In September 2020 he opened the first Peppe Pizzeria in Place Saint-Blaise (20th arrondissement). Success was immediate: French critics noted the Neapolitan identity, the pronounced cornicione, and scrupulous sourcing. From that first site, the entrepreneurial path expanded across the city (including Casa di Peppe, Panthéon area) and, from 2025, reached Lyon.
International recognition arrived with 50 Top Pizza Europe: in 2021 and 2022 Peppe Pizzeria was named “Best Pizzeria in Europe” (excluding Italy). In the same year, Cutraro received the “Pizza Maker of the Year – Ferrarelle Award,” a personal accolade underscoring his technical and managerial maturity.

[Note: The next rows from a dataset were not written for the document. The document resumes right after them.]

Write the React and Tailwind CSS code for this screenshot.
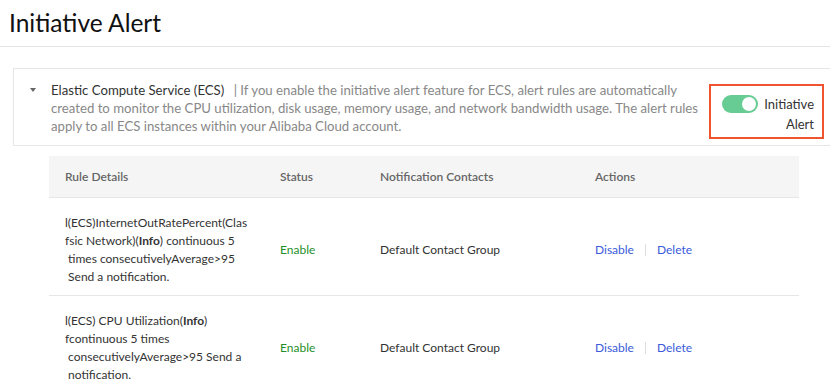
import React from "react";

const rows = [
  {
    lines: [
      <>l(ECS)InternetOutRatePercent(Clas</>,
      <>
        fsic Network)(<b className="font-bold">Info</b>) continuous 5
      </>,
      <>{" times consecutivelyAverage>95"}</>,
      <>{" Send a notification."}</>,
    ],
  },
  {
    lines: [
      <>
        l(ECS) CPU Utilization(<b className="font-bold">Info</b>)
      </>,
      <>fcontinuous 5 times</>,
      <>{" consecutivelyAverage>95 Send a"}</>,
      <>{" notification."}</>,
    ],
  },
];

const Toggle = () => (
  <div className="relative w-[36px] h-[18px] rounded-full bg-[#66cc93] shrink-0">
    <div className="absolute right-[2px] top-[2px] w-[14px] h-[14px] rounded-full bg-white" />
  </div>
);

export default function App() {
  return (
    <div
      className="w-[830px] h-[386px] overflow-hidden bg-white text-[13px] text-[#333]"
      style={{ fontFamily: 'Lato, "Liberation Sans", Arial, sans-serif' }}
    >
      {/* Header */}
      <div className="h-[47px] border-b border-[#e5e5e5] pl-[9px] flex items-center">
        <h1 className="text-[24.5px] leading-none text-[#111]">Initiative Alert</h1>
      </div>

      {/* Service card */}
      <div className="ml-[13px] mt-[21px] w-[830px] border border-[#e6e6e6] flex pl-[16px] pt-[12px] pb-[6px]">
        <div className="w-[8px] pt-[7px] mr-[13px]">
          <div className="w-0 h-0 border-l-[3.5px] border-r-[3.5px] border-t-[4px] border-l-transparent border-r-transparent border-t-[#666]" />
        </div>
        <p className="w-[652px] leading-[18px] text-[#888] text-[13.2px]">
          <span className="text-[#333] mr-[6px]">Elastic Compute Service (ECS)</span>
          {" | If you enable the initiative alert feature for ECS, alert rules are automatically created to monitor the CPU utilization, disk usage, memory usage, and network bandwidth usage. The alert rules apply to all ECS instances within your Alibaba Cloud account."}
        </p>
        <div className="ml-[6px] mt-[3px] w-[115px] h-[55px] border-2 border-[#f0532f] flex justify-between pl-[11px] pr-[8px] pt-[9px]">
          <Toggle />
          <div className="text-right leading-[20px] text-[#333] -mt-[1px]">
            Initiative
            <br />
            Alert
          </div>
        </div>
      </div>

      {/* Table */}
      <div className="ml-[49px] mt-[10px] w-[750px] text-[12px]">
        <div className="grid grid-cols-[215px_100px_215px_220px] h-[42px] items-center bg-[#f5f5f5] border-b border-[#e6e6e6] text-[#666] font-semibold">
          <div className="pl-[16px]">Rule Details</div>
          <div className="pl-[16px]">Status</div>
          <div className="pl-[16px]">Notification Contacts</div>
          <div className="pl-[16px]">Actions</div>
        </div>
        {rows.map((r, i) => (
          <div
            key={i}
            className="grid grid-cols-[215px_100px_215px_220px] items-center border-b border-[#e6e6e6] pt-[16px] pb-[9px]"
          >
            <div className="pl-[16px] leading-[18px]">
              {r.lines.map((l, j) => (
                <div key={j} className="whitespace-pre">
                  {l}
                </div>
              ))}
            </div>
            <div className="pl-[16px] text-[#1f8f2a]">Enable</div>
            <div className="pl-[16px]">Default Contact Group</div>
            <div className="pl-[16px] flex items-center text-[#3a5bd9]">
              <span>Disable</span>
              <span className="mx-[11px] w-px h-[12px] bg-[#ddd]" />
              <span>Delete</span>
            </div>
          </div>
        ))}
      </div>
    </div>
  );
}
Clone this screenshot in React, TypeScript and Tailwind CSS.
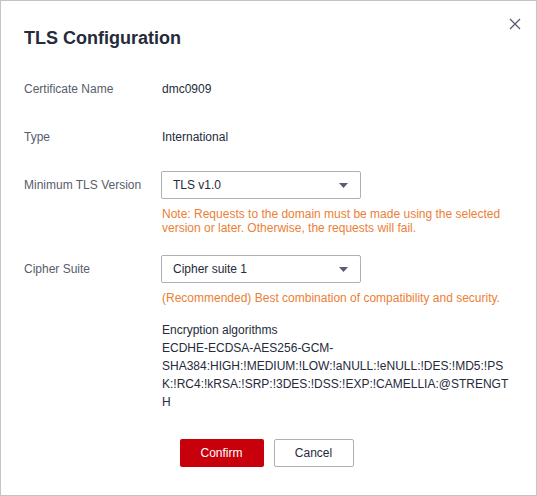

In 2024 he earned a European title (Accademia Nazionale Pizza Italiana), while his group entered 50 Top Pizza’s “World Artisan Pizza Chains” ranking (13th). These results confirm a vision that combines Neapolitan rigor, a modern approach to dough, and strong front-of-house attention—an “Italian-style” welcome central to the experience.
Today the Peppe Group counts multiple addresses across Paris and Lyon (official channels indicate seven/eight openings overall), with a program built on selected flours, calibrated hydration, and seasonal toppings. The stated goal is to deliver an authentic Neapolitan experience in dialogue with the French context without diluting its identity.